BRUSSELS -- The European Commission says corruption and press freedom limitations are undermining the European Union membership bids of Montenegro and Serbia.
The assessments are from the commission's October 8 enlargement report on progress by candidate countries.
The report says Montenegro is the Western Balkan candidate that is closest to joining the EU.
But it warns negotiations will slow down unless Montenegro makes more progress on judicial reforms.
The report says Serbia has shown "a big political impetus to fight corruption" since opening EU accession negotiations in January.
But Brussels says Belgrade must ensure an independent judiciary and fight corruption that is "still is prevalent in many areas."
The report adds that Belgrade's plans to build a portion of the South Stream pipeline for Russian natural gas, as well as its refusal to follow the EU's lead on sanctions against Russia over the Ukraine crisis, could also cause problems for Belgrade's EU membership bid.
But the report's biggest criticism about Serbia is related to the media environment, where the "freedom of expression has deteriorated, particularly in the first half of 2014" with a growing trend of self-censorship and undue influences on editorial policies.

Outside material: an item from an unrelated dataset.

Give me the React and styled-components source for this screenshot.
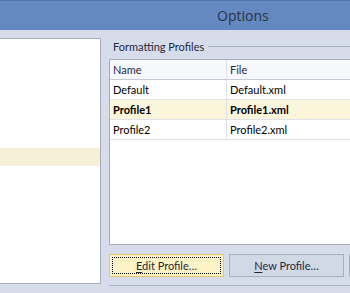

The report says Bosnia-Herzegovina "remains at a standstill" on establishing functional institutions.
The list of complaints against Bosnia is long -- including weak cooperation with civil society by all levels of government and little progress toward make the country a fully functional market economy.
It also warns that political patronage networks are widespread and influence all levels of government -- with little political will to move beyond rhetoric and actually implement judicial reforms and tackle the problems of organized crime and corruption.
Kosovo is seen as being the furthest down in the pecking order out of all the Western Balkans countries that hope to join the EU.
The EU report notes that Kosovo also suffers from widespread corruption and a lack of judicial independence.
It says the need to implement the rule of law in Kosovo, as well as limited progress in the fight against organized crime and corruption, remain major concerns.
It is also critical of the fact that a government has not yet been formed since elections in June.
According to the report, "the failure to constitute the new legislature smoothly and in a timely manner has been a setback."
The report notes that Macedonia has been an EU candidate country since 2005, but Skopje continues to face opposition from Greece on the question of starting formal EU accession talks due to its dispute with Greece over the name "Macedonia."
It says the name dispute is having "a direct and adverse impact on the country's European aspirations."
The report is the last under the current European Commission.
With new politicians who are taking charge in Brussels next month indicating that there will not be any expansion during their five-year-mandate, questions are being raised about the influence of the EU in the Western Balkans.